- Health insurers paid back about $2 billion in excess premium charges to enrollees for 2020, CMS announced, in an indication of the industry's profitability during the COVID-19 pandemic. The rebates for a portion of premium payments are required under the Affordable Care Act if an insurer's spending on patient claims and quality-of-care improvements falls below specified thresholds.
- CMS on Thursday also released a list of insurers owing the medical loss ratio rebates to consumers, with payments disclosed by state and market.
- An estimated 9.8 million consumers are entitled to rebates on 2020 premium payments. Insurers were required to pay any money owed and provide notice of the rebates by Sept. 30.
Insurers registered record profits in 2020, after medical spending and healthcare utilization plummeted in the spring as COVID-19 largely shut down non-urgent care. Even with utilization recovering in the second half of the year, U.S. healthcare spending declined slightly year over year for the first time in recorded history, according to an analysis from the Kaiser Family Foundation.
Insurers paid a smaller percentage of premiums on claims compared to 2019, lowering medical loss ratios and boosting gross margins. KFF predicted earlier this year that individual and group market insurers would pay $2.1 billion in rebates to consumers for 2020 as a result.
In early 2021, the trends reversed for many insurers. Patients returned to the healthcare system for delayed care, pushing utilization rates back up and eroding profitability for many payers. A year after COVID-19 emerged, insurers including Humana, UnitedHealth, Molina, Anthem and Cigna reported rising medical cost ratios and falling profits in the second quarter.
Third-quarter results for Cigna and Molina reflected a surge in medical claims by patients obtaining coverage during the Biden administration's special enrollment period. Humana last month cut its earnings projections for the full year due to expectations that hospitalizations related to the delta variant will push up utilization. Aetna reported higher-than-expected costs for COVID-19 treatment and a rise in its medical loss ratio in the third quarter.

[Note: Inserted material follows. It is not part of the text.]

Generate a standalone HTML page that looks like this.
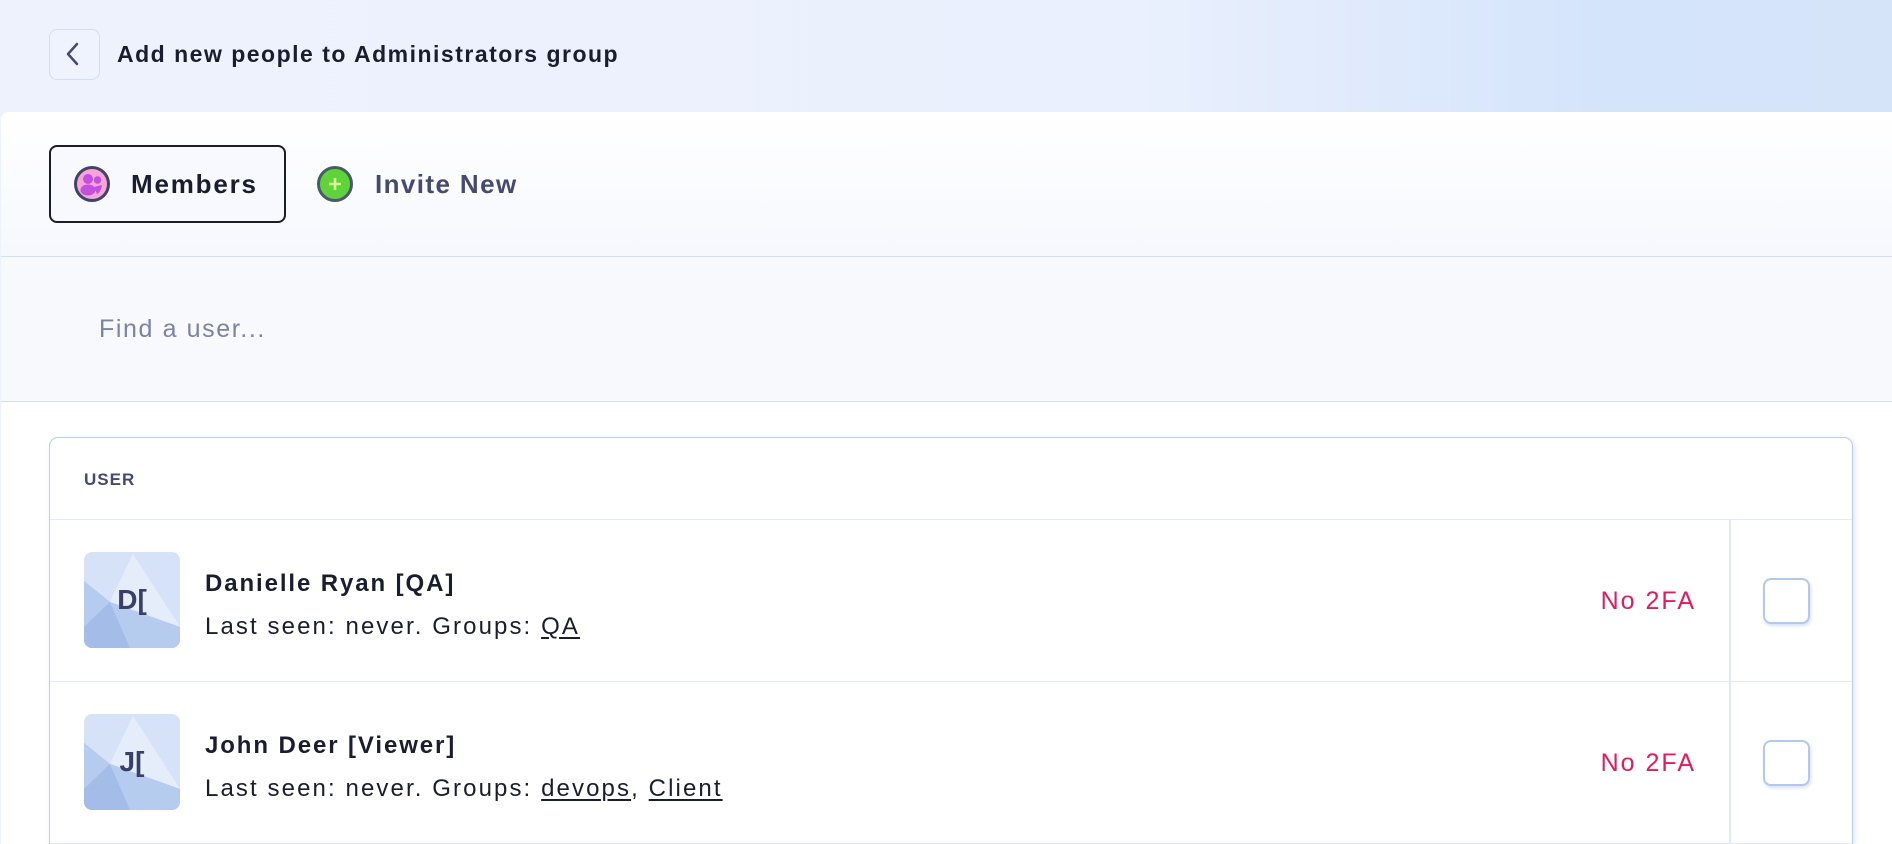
<!DOCTYPE html>
<html><head><meta charset="utf-8"><style>
*{box-sizing:border-box;margin:0;padding:0}
html{width:1892px;height:844px;overflow:hidden}
body{width:1892px;height:844px;overflow:hidden;font-family:"Liberation Sans",sans-serif;background:linear-gradient(90deg,#eef2fd 0%,#eaf0fd 60%,#d4e4fb 85%,#d6e4fa 100%);position:relative;color:#1a1d2e}
.back{position:absolute;left:49px;top:29px;width:51px;height:51px;border:1.5px solid #d3def4;border-radius:8px;background:#eff3fd}
.title{position:absolute;left:117px;top:41px;font-size:23px;font-weight:bold;color:#1a1d2e;letter-spacing:1.5px}
.card{position:absolute;left:1px;top:112px;width:1891px;height:732px;background:#fff;border-radius:8px 0 0 0;overflow:hidden}
.tabs{position:absolute;left:0;top:0;width:100%;height:145px;background:linear-gradient(180deg,#fff,#f6f8fe);border-bottom:1.5px solid #d3def4}
.tab{position:absolute;top:33px;height:78px;border-radius:8px;display:flex;align-items:center;font-size:26px;font-weight:bold}
.t1{left:48px;width:237px;border:2px solid #1a1d2e;background:#f8f9fe;letter-spacing:1.8px}
.t2{left:315px;color:#454a6e;letter-spacing:1.4px}
.search{position:absolute;left:0;top:145px;width:100%;height:145px;background:#f8f9fd;border-bottom:1.5px solid #d3def4}
.search span{position:absolute;left:98px;top:58px;font-size:25px;color:#7b82a2;letter-spacing:1.6px}
.table{position:absolute;left:48px;top:325px;width:1804px;height:407px;background:#fff;border:1.5px solid #b9cdef;border-bottom:none;border-radius:9px 9px 0 0;box-shadow:2px 2px 6px rgba(150,180,230,.3);overflow:hidden}
.hdr{height:82px;border-bottom:1.5px solid #e3eaf7;position:relative}
.hdr span{position:absolute;left:34px;top:32px;font-size:17px;font-weight:bold;color:#454a6e;letter-spacing:1px}
.row{height:162px;border-bottom:1.5px solid #e3eaf7;position:relative}
.av{position:absolute;left:34px;top:32px;width:96px;height:96px;border-radius:8px;overflow:hidden}
.av b{position:absolute;left:0;top:0;width:96px;height:96px;display:flex;align-items:center;justify-content:center;font-size:28px;color:#3a3f66}
.name{position:absolute;left:155px;top:50px;font-size:24px;font-weight:bold;letter-spacing:1.9px}
.sub{position:absolute;left:155px;top:93px;font-size:24px;letter-spacing:2.1px}
.sub u{text-underline-offset:3px}
.n2fa{position:absolute;right:156px;top:67px;font-size:25px;color:#e8185f;letter-spacing:2px}
.vd{position:absolute;left:1679px;top:0;width:1.5px;height:100%;background:#e3eaf7}
.cb{position:absolute;left:1713px;top:58px;width:47px;height:46px;border:2px solid #b3c8ec;border-radius:8px;background:#fff;box-shadow:1px 2px 3px rgba(150,180,230,.4)}
</style></head><body>
<div class="back"><svg width="48" height="48" viewBox="0 0 48 48"><path d="M27 14 L18 24 L27 34" fill="none" stroke="#454a6e" stroke-width="2.5" stroke-linecap="round" stroke-linejoin="round"/></svg></div>
<div class="title">Add new people to Administrators group</div>
<div class="card">
 <div class="tabs">
  <div class="tab t1"><svg style="margin-left:22px" width="38" height="38" viewBox="0 0 38 38"><circle cx="19" cy="19" r="16.5" fill="#f7a4d6" stroke="#3f4369" stroke-width="3"/><circle cx="15" cy="14" r="5" fill="#c24fe0"/><circle cx="24.5" cy="15" r="3.7" fill="#c24fe0"/><ellipse cx="15" cy="25" rx="7.5" ry="5.5" fill="#c24fe0"/><path d="M21 22 L29 20 Q28 27 24 29Z" fill="#c24fe0"/></svg><span style="margin-left:20px">Members</span></div>
  <div class="tab t2"><svg width="38" height="38" viewBox="0 0 38 38"><circle cx="19" cy="19" r="16.5" fill="#5fd43a" stroke="#4b5a6a" stroke-width="3"/><path d="M19 13v12M13 19h12" stroke="#d8ff9a" stroke-width="2.5"/></svg><span style="margin-left:21px">Invite New</span></div>
 </div>
 <div class="search"><span>Find a user...</span></div>
 <div class="table">
  <div class="hdr"><span>USER</span></div>
  <div class="row">
   <div class="av"><svg width="96" height="96" viewBox="0 0 100 100"><rect width="100" height="100" fill="#d6e2f7"/><polygon points="51,2 100,78 27,52" fill="#e6edfa"/><polygon points="0,30 27,52 100,78 100,100 0,100" fill="#b6ccee"/><polygon points="0,78 27,52 48,100 0,100" fill="#a4bde8"/></svg><b>D[</b></div>
   <div class="name">Danielle Ryan [QA]</div>
   <div class="sub">Last seen: never. Groups: <u>QA</u></div>
   <div class="n2fa">No 2FA</div><div class="vd"></div><div class="cb"></div>
  </div>
  <div class="row">
   <div class="av"><svg width="96" height="96" viewBox="0 0 100 100"><rect width="100" height="100" fill="#d6e2f7"/><polygon points="51,2 100,78 27,52" fill="#e6edfa"/><polygon points="0,30 27,52 100,78 100,100 0,100" fill="#b6ccee"/><polygon points="0,78 27,52 48,100 0,100" fill="#a4bde8"/></svg><b>J[</b></div>
   <div class="name">John Deer [Viewer]</div>
   <div class="sub">Last seen: never. Groups: <u>devops</u>, <u>Client</u></div>
   <div class="n2fa">No 2FA</div><div class="vd"></div><div class="cb"></div>
  </div>
 </div>
</div>
</body></html>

CMS said many insurance companies spend a substantial chunk of consumers' premium dollars on administrative costs and profits, including executive salaries, overhead and marketing.
The ACA requires insurers to spend at least 80% of after-tax premiums on enrollees' medical care in the small group market and 85% for large group plans. If an insurer fails to meet the MLR standard, the company is required to provide a rebate to its customers that year.
Of the 9.8 million consumers expected to receive rebates on 2020 premium payments, CMS estimates 4.8 million are in the individual market and 5 million are employees in the group market. The group market is further broken down in to 2.6 million employees in the small group market and 2.4 million employees in the large group market.
For 2020, health insurers provided a total $1.3 billion in rebates in the individual market, $384 million in the small group market and $291 million in the large group market.
Consumers can get their rebate payments in the form of a premium credit, lump-sum check or lump-sum reimbursement to the account used to pay the premium.